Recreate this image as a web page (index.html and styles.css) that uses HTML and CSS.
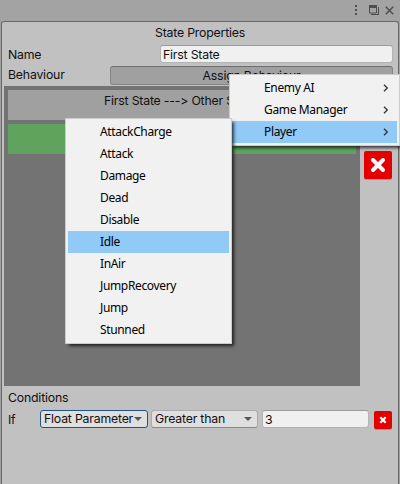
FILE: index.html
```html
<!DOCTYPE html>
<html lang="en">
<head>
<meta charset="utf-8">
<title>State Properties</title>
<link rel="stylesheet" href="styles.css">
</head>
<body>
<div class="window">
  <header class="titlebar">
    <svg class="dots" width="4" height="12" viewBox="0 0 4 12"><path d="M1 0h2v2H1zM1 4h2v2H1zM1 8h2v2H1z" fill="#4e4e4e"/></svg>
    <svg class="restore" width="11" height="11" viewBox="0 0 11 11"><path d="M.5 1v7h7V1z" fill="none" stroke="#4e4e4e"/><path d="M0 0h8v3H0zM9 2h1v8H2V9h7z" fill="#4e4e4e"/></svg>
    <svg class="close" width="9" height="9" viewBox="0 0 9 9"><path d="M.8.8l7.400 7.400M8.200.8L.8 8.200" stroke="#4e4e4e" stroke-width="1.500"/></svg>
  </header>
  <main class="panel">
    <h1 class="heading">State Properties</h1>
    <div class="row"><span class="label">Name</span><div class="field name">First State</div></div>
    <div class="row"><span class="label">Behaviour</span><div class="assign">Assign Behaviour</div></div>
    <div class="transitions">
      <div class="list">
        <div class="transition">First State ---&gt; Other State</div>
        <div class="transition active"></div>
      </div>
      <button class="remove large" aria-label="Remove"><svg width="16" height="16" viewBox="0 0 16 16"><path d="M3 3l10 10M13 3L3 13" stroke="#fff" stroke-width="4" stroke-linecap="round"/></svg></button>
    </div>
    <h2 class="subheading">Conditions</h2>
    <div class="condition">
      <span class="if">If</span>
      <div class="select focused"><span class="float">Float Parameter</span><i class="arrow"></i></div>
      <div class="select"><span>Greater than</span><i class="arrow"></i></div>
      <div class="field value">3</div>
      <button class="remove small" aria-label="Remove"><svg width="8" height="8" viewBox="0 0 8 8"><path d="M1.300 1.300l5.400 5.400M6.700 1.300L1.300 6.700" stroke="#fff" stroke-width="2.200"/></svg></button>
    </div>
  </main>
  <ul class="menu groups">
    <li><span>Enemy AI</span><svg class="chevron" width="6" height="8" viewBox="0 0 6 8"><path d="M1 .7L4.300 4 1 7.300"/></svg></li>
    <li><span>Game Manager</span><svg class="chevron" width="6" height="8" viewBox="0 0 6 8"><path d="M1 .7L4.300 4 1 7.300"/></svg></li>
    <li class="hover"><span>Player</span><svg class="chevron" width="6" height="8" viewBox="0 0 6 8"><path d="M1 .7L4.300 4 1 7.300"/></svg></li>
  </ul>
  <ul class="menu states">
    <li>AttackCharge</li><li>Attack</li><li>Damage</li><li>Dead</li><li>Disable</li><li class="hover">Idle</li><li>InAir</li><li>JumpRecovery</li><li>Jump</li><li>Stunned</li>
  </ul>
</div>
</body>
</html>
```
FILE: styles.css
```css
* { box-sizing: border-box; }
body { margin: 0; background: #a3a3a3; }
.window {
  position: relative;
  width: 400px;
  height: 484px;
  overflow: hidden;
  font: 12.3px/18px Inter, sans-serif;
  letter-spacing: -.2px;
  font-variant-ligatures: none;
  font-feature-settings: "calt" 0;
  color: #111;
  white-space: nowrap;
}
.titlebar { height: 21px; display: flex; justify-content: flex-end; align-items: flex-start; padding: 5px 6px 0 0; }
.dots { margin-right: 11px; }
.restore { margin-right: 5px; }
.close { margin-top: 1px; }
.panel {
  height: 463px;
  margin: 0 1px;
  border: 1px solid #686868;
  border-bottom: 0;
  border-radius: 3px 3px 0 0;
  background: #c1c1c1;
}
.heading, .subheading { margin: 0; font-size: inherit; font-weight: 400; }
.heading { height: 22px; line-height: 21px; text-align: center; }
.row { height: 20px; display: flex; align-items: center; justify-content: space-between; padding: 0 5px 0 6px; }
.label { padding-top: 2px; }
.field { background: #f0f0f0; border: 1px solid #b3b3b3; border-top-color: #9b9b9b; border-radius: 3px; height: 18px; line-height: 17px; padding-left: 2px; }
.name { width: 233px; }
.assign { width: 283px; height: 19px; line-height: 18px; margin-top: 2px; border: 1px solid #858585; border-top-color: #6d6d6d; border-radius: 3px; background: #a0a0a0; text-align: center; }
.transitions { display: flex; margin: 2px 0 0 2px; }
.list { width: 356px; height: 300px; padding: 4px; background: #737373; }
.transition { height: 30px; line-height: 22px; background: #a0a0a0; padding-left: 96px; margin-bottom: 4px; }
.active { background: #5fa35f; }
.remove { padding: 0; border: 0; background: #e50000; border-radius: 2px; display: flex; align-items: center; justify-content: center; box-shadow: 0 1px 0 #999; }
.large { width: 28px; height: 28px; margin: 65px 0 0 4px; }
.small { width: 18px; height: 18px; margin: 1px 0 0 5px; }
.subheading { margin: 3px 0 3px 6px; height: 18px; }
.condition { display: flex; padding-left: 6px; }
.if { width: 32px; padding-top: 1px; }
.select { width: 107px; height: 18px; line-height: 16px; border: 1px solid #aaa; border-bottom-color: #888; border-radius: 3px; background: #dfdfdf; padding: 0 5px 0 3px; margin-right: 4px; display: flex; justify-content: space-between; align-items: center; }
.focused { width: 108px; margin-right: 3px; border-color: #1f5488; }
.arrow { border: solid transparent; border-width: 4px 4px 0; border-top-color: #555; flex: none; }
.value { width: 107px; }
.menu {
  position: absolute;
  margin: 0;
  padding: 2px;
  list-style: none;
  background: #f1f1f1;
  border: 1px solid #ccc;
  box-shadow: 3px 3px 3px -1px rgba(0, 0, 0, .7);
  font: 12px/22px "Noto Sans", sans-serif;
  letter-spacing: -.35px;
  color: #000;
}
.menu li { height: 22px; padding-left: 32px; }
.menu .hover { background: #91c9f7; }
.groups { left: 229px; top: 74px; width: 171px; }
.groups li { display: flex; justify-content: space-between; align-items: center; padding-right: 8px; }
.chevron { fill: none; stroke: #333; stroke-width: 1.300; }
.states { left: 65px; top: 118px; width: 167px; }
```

● ● ● ● ●

Transcribe the listing in full. Omit the pictures and keep every line exact.

Recreate this image as a web page (index.html and styles.css) that uses HTML and CSS.
FILE: index.html
```html
<!DOCTYPE html>
<html lang="en">
<head>
<meta charset="utf-8">
<title>State Properties</title>
<link rel="stylesheet" href="styles.css">
</head>
<body>
<div class="window">
  <header class="titlebar">
    <svg class="dots" width="4" height="12" viewBox="0 0 4 12"><path d="M1 0h2v2H1zM1 4h2v2H1zM1 8h2v2H1z" fill="#4e4e4e"/></svg>
    <svg class="restore" width="11" height="11" viewBox="0 0 11 11"><path d="M.5 1v7h7V1z" fill="none" stroke="#4e4e4e"/><path d="M0 0h8v3H0zM9 2h1v8H2V9h7z" fill="#4e4e4e"/></svg>
    <svg class="close" width="9" height="9" viewBox="0 0 9 9"><path d="M.8.8l7.400 7.400M8.200.8L.8 8.200" stroke="#4e4e4e" stroke-width="1.500"/></svg>
  </header>
  <main class="panel">
    <h1 class="heading">State Properties</h1>
    <div class="row"><span class="label">Name</span><div class="field name">First State</div></div>
    <div class="row"><span class="label">Behaviour</span><div class="assign">Assign Behaviour</div></div>
    <div class="transitions">
      <div class="list">
        <div class="transition">First State ---&gt; Other State</div>
        <div class="transition active"></div>
      </div>
      <button class="remove large" aria-label="Remove"><svg width="16" height="16" viewBox="0 0 16 16"><path d="M3 3l10 10M13 3L3 13" stroke="#fff" stroke-width="4" stroke-linecap="round"/></svg></button>
    </div>
    <h2 class="subheading">Conditions</h2>
    <div class="condition">
      <span class="if">If</span>
      <div class="select focused"><span class="float">Float Parameter</span><i class="arrow"></i></div>
      <div class="select"><span>Greater than</span><i class="arrow"></i></div>
      <div class="field value">3</div>
      <button class="remove small" aria-label="Remove"><svg width="8" height="8" viewBox="0 0 8 8"><path d="M1.300 1.300l5.400 5.400M6.700 1.300L1.300 6.700" stroke="#fff" stroke-width="2.200"/></svg></button>
    </div>
  </main>
  <ul class="menu groups">
    <li><span>Enemy AI</span><svg class="chevron" width="6" height="8" viewBox="0 0 6 8"><path d="M1 .7L4.300 4 1 7.300"/></svg></li>
    <li><span>Game Manager</span><svg class="chevron" width="6" height="8" viewBox="0 0 6 8"><path d="M1 .7L4.300 4 1 7.300"/></svg></li>
    <li class="hover"><span>Player</span><svg class="chevron" width="6" height="8" viewBox="0 0 6 8"><path d="M1 .7L4.300 4 1 7.300"/></svg></li>
  </ul>
  <ul class="menu states">
    <li>AttackCharge</li><li>Attack</li><li>Damage</li><li>Dead</li><li>Disable</li><li class="hover">Idle</li><li>InAir</li><li>JumpRecovery</li><li>Jump</li><li>Stunned</li>
  </ul>
</div>
</body>
</html>
```
FILE: styles.css
```css
* { box-sizing: border-box; }
body { margin: 0; background: #a3a3a3; }
.window {
  position: relative;
  width: 400px;
  height: 484px;
  overflow: hidden;
  font: 12.3px/18px Inter, sans-serif;
  letter-spacing: -.2px;
  font-variant-ligatures: none;
  font-feature-settings: "calt" 0;
  color: #111;
  white-space: nowrap;
}
.titlebar { height: 21px; display: flex; justify-content: flex-end; align-items: flex-start; padding: 5px 6px 0 0; }
.dots { margin-right: 11px; }
.restore { margin-right: 5px; }
.close { margin-top: 1px; }
.panel {
  height: 463px;
  margin: 0 1px;
  border: 1px solid #686868;
  border-bottom: 0;
  border-radius: 3px 3px 0 0;
  background: #c1c1c1;
}
.heading, .subheading { margin: 0; font-size: inherit; font-weight: 400; }
.heading { height: 22px; line-height: 21px; text-align: center; }
.row { height: 20px; display: flex; align-items: center; justify-content: space-between; padding: 0 5px 0 6px; }
.label { padding-top: 2px; }
.field { background: #f0f0f0; border: 1px solid #b3b3b3; border-top-color: #9b9b9b; border-radius: 3px; height: 18px; line-height: 17px; padding-left: 2px; }
.name { width: 233px; }
.assign { width: 283px; height: 19px; line-height: 18px; margin-top: 2px; border: 1px solid #858585; border-top-color: #6d6d6d; border-radius: 3px; background: #a0a0a0; text-align: center; }
.transitions { display: flex; margin: 2px 0 0 2px; }
.list { width: 356px; height: 300px; padding: 4px; background: #737373; }
.transition { height: 30px; line-height: 22px; background: #a0a0a0; padding-left: 96px; margin-bottom: 4px; }
.active { background: #5fa35f; }
.remove { padding: 0; border: 0; background: #e50000; border-radius: 2px; display: flex; align-items: center; justify-content: center; box-shadow: 0 1px 0 #999; }
.large { width: 28px; height: 28px; margin: 65px 0 0 4px; }
.small { width: 18px; height: 18px; margin: 1px 0 0 5px; }
.subheading { margin: 3px 0 3px 6px; height: 18px; }
.condition { display: flex; padding-left: 6px; }
.if { width: 32px; padding-top: 1px; }
.select { width: 107px; height: 18px; line-height: 16px; border: 1px solid #aaa; border-bottom-color: #888; border-radius: 3px; background: #dfdfdf; padding: 0 5px 0 3px; margin-right: 4px; display: flex; justify-content: space-between; align-items: center; }
.focused { width: 108px; margin-right: 3px; border-color: #1f5488; }
.arrow { border: solid transparent; border-width: 4px 4px 0; border-top-color: #555; flex: none; }
.value { width: 107px; }
.menu {
  position: absolute;
  margin: 0;
  padding: 2px;
  list-style: none;
  background: #f1f1f1;
  border: 1px solid #ccc;
  box-shadow: 3px 3px 3px -1px rgba(0, 0, 0, .7);
  font: 12px/22px "Noto Sans", sans-serif;
  letter-spacing: -.35px;
  color: #000;
}
.menu li { height: 22px; padding-left: 32px; }
.menu .hover { background: #91c9f7; }
.groups { left: 229px; top: 74px; width: 171px; }
.groups li { display: flex; justify-content: space-between; align-items: center; padding-right: 8px; }
.chevron { fill: none; stroke: #333; stroke-width: 1.300; }
.states { left: 65px; top: 118px; width: 167px; }
```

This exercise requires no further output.